Jip Piet – ‘I find the ‘normal’ world a bit monotonous’
You might know the imaginative work of Jip Piet (32) from the illustrative work he does for Correspondent, de Volkskrant and other media. During the lockdown, he not only exhibited his own work, but also that of fellow artists. And his work is on display during the Rotterdam Art Week from 1 to 4 July. But most of all Jip Piet likes to create worlds in which he can escape himself: ‘I find the ‘normal’ world a bit monotonous’.
Illustrations, artwork, paintings, murals, merchandise. In what type of genre can you do your best work?
Creating performance installations is what I like most. The creation of my own world. It can be an exhibition, or something at a festival, or in a place where you don’t expect it at all. I prefer to work in a space that I can completely adjust to my liking with, for example, sound, image, light and smell. I then incorporate drawings and patterns that could also be viewed as separate art works.
Where do you get the inspiration to make these works?
In recent years I have made many trips in Latin America. It seems as if the bond with nature’s magic is more present there. I try to connect to that feeling. But it’s also hard work and just keep trying. It could take three months before I really have a great idea that I want to develop further.
How would you describe your own work?
On the one hand I make commissioned illustrations, on the other hand I do free work. The performance installations. In my work I try to ask questions about reality. What is the norm? The work itself is somewhere in between art and illustrations. I like to exhibit my work without too much context. It must be an experience you cannot avoid.
For example, I am now in the investigative phase of a project. I am going to shoot three music videos, and I’ll create an installation where each video will be recorded in. I don’t necessarily view music as a three-minute pop song. A song could also go on for an hour as a rhythm that merges with the surrounding space.
You’ve completed a bachelor’s degree as an Interior Architect at the Royal Academy of Art. Do you remember why you chose that study and do you use this knowledge in your current work?
In the past I wasn’t aware you could also make or invent something that does not necessarily have a functional purpose. You’re young and you think about what suits you. I really liked it in the beginning, but slowly but surely it became less about creating and more about responding to the wishes and needs of the customer. Furnishing and designing started to bother me more and more. It always had to be functional and it had to be about something. That’s still a twosome in my mind. Do I just want to make things that make people think? Or do I also want to create something functional that makes people think? The artistic struggle, haha!
It is sometimes said that artists are never really satisfied with their own work. How about you?
Yes, I kind of agree with that. For example, I drew for the Correspondent for a very long time. I liked doing that, but in the end I’m not really happy with the end result. The articles I drew about determined too much of the work. I illustrated about Brexit for quite some time. Then at some point I only got asked to do illustrations about Brexit. It takes time to work your way out of that. I’m finally at a point where people more and more ask me for collaborations that have no link with previous illustrations.
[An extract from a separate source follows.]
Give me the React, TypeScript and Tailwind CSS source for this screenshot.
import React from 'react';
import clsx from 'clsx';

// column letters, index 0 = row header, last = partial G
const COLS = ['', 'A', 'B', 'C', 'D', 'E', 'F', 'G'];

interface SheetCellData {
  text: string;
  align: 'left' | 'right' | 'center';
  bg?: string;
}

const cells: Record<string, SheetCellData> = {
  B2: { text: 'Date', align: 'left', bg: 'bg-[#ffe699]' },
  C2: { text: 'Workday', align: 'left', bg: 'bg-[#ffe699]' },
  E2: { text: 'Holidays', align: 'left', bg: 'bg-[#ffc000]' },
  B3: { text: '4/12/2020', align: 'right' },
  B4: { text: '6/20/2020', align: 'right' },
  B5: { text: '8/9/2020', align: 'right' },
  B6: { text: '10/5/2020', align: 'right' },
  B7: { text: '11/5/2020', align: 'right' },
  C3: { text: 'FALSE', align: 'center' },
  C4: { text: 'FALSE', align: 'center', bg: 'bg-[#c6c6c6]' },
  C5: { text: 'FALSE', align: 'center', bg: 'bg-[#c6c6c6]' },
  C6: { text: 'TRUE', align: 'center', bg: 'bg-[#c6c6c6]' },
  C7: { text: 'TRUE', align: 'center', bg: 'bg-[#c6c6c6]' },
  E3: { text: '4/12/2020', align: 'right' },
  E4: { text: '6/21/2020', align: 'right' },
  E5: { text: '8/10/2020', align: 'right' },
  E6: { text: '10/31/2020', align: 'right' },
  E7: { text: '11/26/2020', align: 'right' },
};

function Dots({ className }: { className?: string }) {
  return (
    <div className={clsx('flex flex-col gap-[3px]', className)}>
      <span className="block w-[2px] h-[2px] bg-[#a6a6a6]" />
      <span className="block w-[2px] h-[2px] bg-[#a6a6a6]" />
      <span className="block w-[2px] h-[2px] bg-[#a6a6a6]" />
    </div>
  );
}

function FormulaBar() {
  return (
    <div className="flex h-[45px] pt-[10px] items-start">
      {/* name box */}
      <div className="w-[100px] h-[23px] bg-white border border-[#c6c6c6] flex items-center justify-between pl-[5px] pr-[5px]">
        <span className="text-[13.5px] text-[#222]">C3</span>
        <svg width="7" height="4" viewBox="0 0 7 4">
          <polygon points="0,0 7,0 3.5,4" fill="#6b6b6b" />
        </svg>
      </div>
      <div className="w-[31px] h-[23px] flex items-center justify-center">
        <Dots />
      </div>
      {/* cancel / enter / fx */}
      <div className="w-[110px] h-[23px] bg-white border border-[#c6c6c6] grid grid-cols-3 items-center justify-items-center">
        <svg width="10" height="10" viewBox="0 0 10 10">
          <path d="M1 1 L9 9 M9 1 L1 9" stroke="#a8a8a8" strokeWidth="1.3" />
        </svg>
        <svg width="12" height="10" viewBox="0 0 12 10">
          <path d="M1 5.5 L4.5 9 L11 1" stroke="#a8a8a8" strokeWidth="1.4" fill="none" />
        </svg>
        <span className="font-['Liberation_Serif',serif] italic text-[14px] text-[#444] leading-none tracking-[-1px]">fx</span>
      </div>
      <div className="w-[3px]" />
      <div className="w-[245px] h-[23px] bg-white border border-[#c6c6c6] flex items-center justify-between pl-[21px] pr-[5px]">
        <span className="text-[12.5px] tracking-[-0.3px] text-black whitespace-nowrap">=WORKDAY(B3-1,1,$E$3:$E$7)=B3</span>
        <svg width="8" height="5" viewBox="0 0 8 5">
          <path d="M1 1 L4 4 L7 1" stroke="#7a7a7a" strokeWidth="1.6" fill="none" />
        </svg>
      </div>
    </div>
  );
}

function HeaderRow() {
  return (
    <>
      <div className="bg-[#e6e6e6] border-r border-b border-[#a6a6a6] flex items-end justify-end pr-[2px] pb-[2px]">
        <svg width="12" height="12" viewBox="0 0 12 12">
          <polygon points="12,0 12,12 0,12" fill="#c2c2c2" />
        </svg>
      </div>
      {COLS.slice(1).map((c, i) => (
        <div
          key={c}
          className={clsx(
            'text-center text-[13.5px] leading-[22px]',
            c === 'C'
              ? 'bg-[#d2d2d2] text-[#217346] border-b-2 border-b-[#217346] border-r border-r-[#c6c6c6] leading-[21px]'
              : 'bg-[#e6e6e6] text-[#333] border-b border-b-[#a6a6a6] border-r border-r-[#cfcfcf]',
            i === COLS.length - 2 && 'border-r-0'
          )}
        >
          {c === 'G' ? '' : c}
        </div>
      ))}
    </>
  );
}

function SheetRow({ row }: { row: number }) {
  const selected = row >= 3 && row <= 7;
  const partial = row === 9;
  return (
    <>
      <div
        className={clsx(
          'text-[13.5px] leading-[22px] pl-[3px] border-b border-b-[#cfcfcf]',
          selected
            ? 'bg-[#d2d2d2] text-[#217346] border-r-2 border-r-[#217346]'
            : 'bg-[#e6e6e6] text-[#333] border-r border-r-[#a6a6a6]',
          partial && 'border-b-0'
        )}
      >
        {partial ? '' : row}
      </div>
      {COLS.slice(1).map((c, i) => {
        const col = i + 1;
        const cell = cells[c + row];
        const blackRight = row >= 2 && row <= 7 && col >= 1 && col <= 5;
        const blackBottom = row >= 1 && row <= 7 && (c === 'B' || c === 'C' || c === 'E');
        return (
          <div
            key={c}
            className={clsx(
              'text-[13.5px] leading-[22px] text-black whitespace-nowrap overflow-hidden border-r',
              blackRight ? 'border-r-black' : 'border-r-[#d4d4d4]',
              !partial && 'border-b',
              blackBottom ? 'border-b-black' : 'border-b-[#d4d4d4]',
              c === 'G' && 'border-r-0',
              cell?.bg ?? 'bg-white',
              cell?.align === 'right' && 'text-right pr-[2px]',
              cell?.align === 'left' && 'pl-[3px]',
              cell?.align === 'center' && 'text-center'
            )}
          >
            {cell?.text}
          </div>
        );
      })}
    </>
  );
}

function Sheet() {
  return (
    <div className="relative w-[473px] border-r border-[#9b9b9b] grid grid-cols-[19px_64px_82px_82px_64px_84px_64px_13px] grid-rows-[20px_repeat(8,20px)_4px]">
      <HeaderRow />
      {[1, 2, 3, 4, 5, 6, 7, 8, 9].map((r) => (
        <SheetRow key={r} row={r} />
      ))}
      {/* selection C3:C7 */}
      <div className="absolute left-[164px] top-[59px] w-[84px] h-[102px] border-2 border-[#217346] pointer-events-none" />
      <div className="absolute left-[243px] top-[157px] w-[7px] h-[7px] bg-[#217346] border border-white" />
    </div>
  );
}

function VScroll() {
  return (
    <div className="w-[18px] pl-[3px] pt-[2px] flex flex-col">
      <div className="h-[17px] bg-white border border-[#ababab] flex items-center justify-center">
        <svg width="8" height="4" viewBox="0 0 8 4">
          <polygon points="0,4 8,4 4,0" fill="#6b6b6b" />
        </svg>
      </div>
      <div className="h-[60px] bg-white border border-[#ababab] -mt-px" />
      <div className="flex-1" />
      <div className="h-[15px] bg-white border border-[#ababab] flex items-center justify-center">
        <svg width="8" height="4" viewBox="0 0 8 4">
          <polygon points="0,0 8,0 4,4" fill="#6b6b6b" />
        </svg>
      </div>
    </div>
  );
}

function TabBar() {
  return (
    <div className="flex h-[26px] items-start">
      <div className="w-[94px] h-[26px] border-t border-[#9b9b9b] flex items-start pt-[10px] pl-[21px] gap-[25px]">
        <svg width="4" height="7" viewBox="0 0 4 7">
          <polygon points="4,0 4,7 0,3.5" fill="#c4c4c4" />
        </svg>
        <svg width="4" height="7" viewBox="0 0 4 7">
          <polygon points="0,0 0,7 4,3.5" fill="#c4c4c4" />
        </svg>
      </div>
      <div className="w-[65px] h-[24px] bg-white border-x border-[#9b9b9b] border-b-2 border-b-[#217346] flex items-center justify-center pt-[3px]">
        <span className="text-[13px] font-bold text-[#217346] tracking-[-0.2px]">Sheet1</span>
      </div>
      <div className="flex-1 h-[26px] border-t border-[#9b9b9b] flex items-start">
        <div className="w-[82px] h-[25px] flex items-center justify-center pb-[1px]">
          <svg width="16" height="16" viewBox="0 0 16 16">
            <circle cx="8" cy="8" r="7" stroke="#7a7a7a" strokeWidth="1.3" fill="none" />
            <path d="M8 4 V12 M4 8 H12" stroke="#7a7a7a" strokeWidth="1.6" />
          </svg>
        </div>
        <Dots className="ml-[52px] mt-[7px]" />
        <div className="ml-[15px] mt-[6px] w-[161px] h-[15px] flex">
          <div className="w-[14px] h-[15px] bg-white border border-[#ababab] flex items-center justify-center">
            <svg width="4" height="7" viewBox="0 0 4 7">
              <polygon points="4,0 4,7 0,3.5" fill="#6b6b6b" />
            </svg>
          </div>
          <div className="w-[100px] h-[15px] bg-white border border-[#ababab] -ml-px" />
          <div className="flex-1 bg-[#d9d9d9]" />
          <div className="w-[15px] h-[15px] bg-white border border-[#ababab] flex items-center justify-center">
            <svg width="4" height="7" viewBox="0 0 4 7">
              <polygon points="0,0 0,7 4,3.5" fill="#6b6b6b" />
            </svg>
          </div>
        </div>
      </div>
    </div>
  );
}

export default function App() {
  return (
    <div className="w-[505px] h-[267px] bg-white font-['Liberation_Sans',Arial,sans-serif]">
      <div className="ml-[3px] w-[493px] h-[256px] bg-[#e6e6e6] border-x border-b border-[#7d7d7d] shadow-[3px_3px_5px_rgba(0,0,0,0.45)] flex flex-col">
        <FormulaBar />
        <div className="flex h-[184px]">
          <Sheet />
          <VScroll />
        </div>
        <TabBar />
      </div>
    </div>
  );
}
Dilemma: create a masterpiece (in your eyes) that hardly anyone will see, or go viral with something you’re not completely happy with?
Going viral, haha. As said, you always create things you’re not completely satisfied with. Going viral creates more attention, which may open more doors to other work.
You recently started the Raam Maar initiative, would you like to tell us something about it?
With Raam Maar I organize two weekly drawing art exhibitions. An artist makes nine drawings that I exhibit in my window. It originated in the first days of the lockdown. Of course nothing was organised. The only outing I had left was going to the supermarket. I happen to live in a square where one window of my home is prominently visible to passers-by. So then I jokingly hung some of my drawings in the window.
Suddenly there were people standing in front of the house all the time. One thing led to another and now we are at our 46th exhibition! We also have several locations that rotate the works. In addition, we now also organize small events around the opening of new exhibitions. I think Raam Maar will also continue after corona. It’s a good feeling to offer other artists a stage.
Finally, what does success mean to you?
Success means to me that I can just do what I want. That I don’t have to think about what I’m doing every time. It’s a kind of mental agility, which allows you to deal with any situation and not get stuck in what doesn’t work for too long. And then when you have some kind of success in what you do, share it with others. I try to achieve that with Raam Maar.
During Rotterdam Art Week (1-4 juli) Jip Piet is opening the doors of his atelier in atelier-building Kunst & Complex.